Goal -> Exclude the pictures, then repeat the remaining data exactly.

Information supplied ->

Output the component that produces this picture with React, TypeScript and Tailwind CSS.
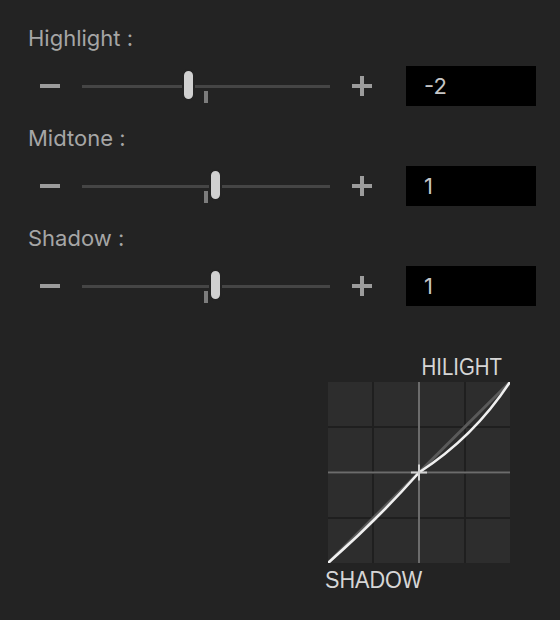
const rows = [
  { label: 'Highlight :', value: -2 },
  { label: 'Midtone :', value: 1 },
  { label: 'Shadow :', value: 1 },
];

function Slider({ value }: { value: number }) {
  // track is 248px wide, the zero tick sits at its middle
  const center = 124 + value * 9;
  return (
    <div className="relative h-[3px] w-[248px] bg-[#454545]">
      <div className="absolute left-[122px] top-[6px] h-[12px] w-[4px] bg-[#7c7c7c]" />
      <div
        className="absolute top-[-16px] h-[32px] w-[13px] rounded-full border-2 border-[#232323] bg-[#d0d0d0]"
        style={{ left: center - 6.5 }}
      />
    </div>
  );
}

function Row({ label, value }: { label: string; value: number }) {
  return (
    <div className="flex flex-col">
      <div className="h-[26px] text-[22px] leading-[26px] text-[#a6a6a6]">{label}</div>
      <div className="mt-[15px] flex h-10 items-center">
        <div className="ml-[12px] h-[4px] w-[20px] bg-[#9c9c9c]" />
        <div className="ml-[22px]">
          <Slider value={value} />
        </div>
        <div className="relative ml-[22px] h-[20px] w-[20px]">
          <div className="absolute left-0 top-[8px] h-[4px] w-[20px] bg-[#9c9c9c]" />
          <div className="absolute left-[8px] top-0 h-[20px] w-[4px] bg-[#9c9c9c]" />
        </div>
        <div className="ml-[34px] flex h-10 w-[130px] items-center bg-black pl-[18px] text-[22px] text-[#c6c6c6]">
          {value}
        </div>
      </div>
    </div>
  );
}

function Curve() {
  return (
    <div className="relative h-[181px] w-[182px]">
      <div className="grid h-full w-full grid-cols-4 grid-rows-4 gap-[2px] bg-[#1f1f1f]">
        {Array.from({ length: 16 }).map((_, i) => (
          <div key={i} className="bg-[#2d2d2d]" />
        ))}
      </div>
      <svg className="absolute inset-0" width="182" height="181" viewBox="0 0 182 181">
        <line x1="91" y1="0" x2="91" y2="181" stroke="#6c6c6c" strokeWidth="2" />
        <line x1="0" y1="90.5" x2="182" y2="90.5" stroke="#6c6c6c" strokeWidth="2" />
        <line x1="0" y1="181" x2="182" y2="0" stroke="#5a5a5a" strokeWidth="3" />
        <path
          d="M0 181 Q50 137 91 90.5 Q146 55 182 0"
          fill="none"
          stroke="#f0f0f0"
          strokeWidth="2.6"
        />
        <line x1="83" y1="90.5" x2="99" y2="90.5" stroke="#d2d2d2" strokeWidth="2" />
        <line x1="91" y1="82.5" x2="91" y2="98.5" stroke="#d2d2d2" strokeWidth="2" />
      </svg>
    </div>
  );
}

export default function App() {
  return (
    <div
      className="h-[620px] w-[560px] bg-[#232323] pl-[28px] pt-[25px]"
      style={{ fontFamily: 'Inter, "Noto Sans", sans-serif' }}
    >
      <div className="flex flex-col gap-[19px]">
        {rows.map((r) => (
          <Row key={r.label} label={r.label} value={r.value} />
        ))}
      </div>

      {/* Tone curve preview */}
      <div className="ml-[300px] mt-[49px] flex w-[182px] flex-col font-['Liberation_Sans',sans-serif] text-[#d6d6d6]">
        <div className="mb-[3px] mr-[8px] h-[24px] origin-right scale-x-[0.85] text-right text-[24px] leading-[24px]">
          HILIGHT
        </div>
        <Curve />
        <div className="ml-[-3px] mt-[5px] h-[24px] origin-left scale-x-[0.9] text-[24px] leading-[24px]">
          SHADOW
        </div>
      </div>
    </div>
  );
}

Task output ->
Output the component that produces this picture with React, TypeScript and Tailwind CSS.
const rows = [
  { label: 'Highlight :', value: -2 },
  { label: 'Midtone :', value: 1 },
  { label: 'Shadow :', value: 1 },
];

function Slider({ value }: { value: number }) {
  // track is 248px wide, the zero tick sits at its middle
  const center = 124 + value * 9;
  return (
    <div className="relative h-[3px] w-[248px] bg-[#454545]">
      <div className="absolute left-[122px] top-[6px] h-[12px] w-[4px] bg-[#7c7c7c]" />
      <div
        className="absolute top-[-16px] h-[32px] w-[13px] rounded-full border-2 border-[#232323] bg-[#d0d0d0]"
        style={{ left: center - 6.5 }}
      />
    </div>
  );
}

function Row({ label, value }: { label: string; value: number }) {
  return (
    <div className="flex flex-col">
      <div className="h-[26px] text-[22px] leading-[26px] text-[#a6a6a6]">{label}</div>
      <div className="mt-[15px] flex h-10 items-center">
        <div className="ml-[12px] h-[4px] w-[20px] bg-[#9c9c9c]" />
        <div className="ml-[22px]">
          <Slider value={value} />
        </div>
        <div className="relative ml-[22px] h-[20px] w-[20px]">
          <div className="absolute left-0 top-[8px] h-[4px] w-[20px] bg-[#9c9c9c]" />
          <div className="absolute left-[8px] top-0 h-[20px] w-[4px] bg-[#9c9c9c]" />
        </div>
        <div className="ml-[34px] flex h-10 w-[130px] items-center bg-black pl-[18px] text-[22px] text-[#c6c6c6]">
          {value}
        </div>
      </div>
    </div>
  );
}

function Curve() {
  return (
    <div className="relative h-[181px] w-[182px]">
      <div className="grid h-full w-full grid-cols-4 grid-rows-4 gap-[2px] bg-[#1f1f1f]">
        {Array.from({ length: 16 }).map((_, i) => (
          <div key={i} className="bg-[#2d2d2d]" />
        ))}
      </div>
      <svg className="absolute inset-0" width="182" height="181" viewBox="0 0 182 181">
        <line x1="91" y1="0" x2="91" y2="181" stroke="#6c6c6c" strokeWidth="2" />
        <line x1="0" y1="90.5" x2="182" y2="90.5" stroke="#6c6c6c" strokeWidth="2" />
        <line x1="0" y1="181" x2="182" y2="0" stroke="#5a5a5a" strokeWidth="3" />
        <path
          d="M0 181 Q50 137 91 90.5 Q146 55 182 0"
          fill="none"
          stroke="#f0f0f0"
          strokeWidth="2.6"
        />
        <line x1="83" y1="90.5" x2="99" y2="90.5" stroke="#d2d2d2" strokeWidth="2" />
        <line x1="91" y1="82.5" x2="91" y2="98.5" stroke="#d2d2d2" strokeWidth="2" />
      </svg>
    </div>
  );
}

export default function App() {
  return (
    <div
      className="h-[620px] w-[560px] bg-[#232323] pl-[28px] pt-[25px]"
      style={{ fontFamily: 'Inter, "Noto Sans", sans-serif' }}
    >
      <div className="flex flex-col gap-[19px]">
        {rows.map((r) => (
          <Row key={r.label} label={r.label} value={r.value} />
        ))}
      </div>

      {/* Tone curve preview */}
      <div className="ml-[300px] mt-[49px] flex w-[182px] flex-col font-['Liberation_Sans',sans-serif] text-[#d6d6d6]">
        <div className="mb-[3px] mr-[8px] h-[24px] origin-right scale-x-[0.85] text-right text-[24px] leading-[24px]">
          HILIGHT
        </div>
        <Curve />
        <div className="ml-[-3px] mt-[5px] h-[24px] origin-left scale-x-[0.9] text-[24px] leading-[24px]">
          SHADOW
        </div>
      </div>
    </div>
  );
}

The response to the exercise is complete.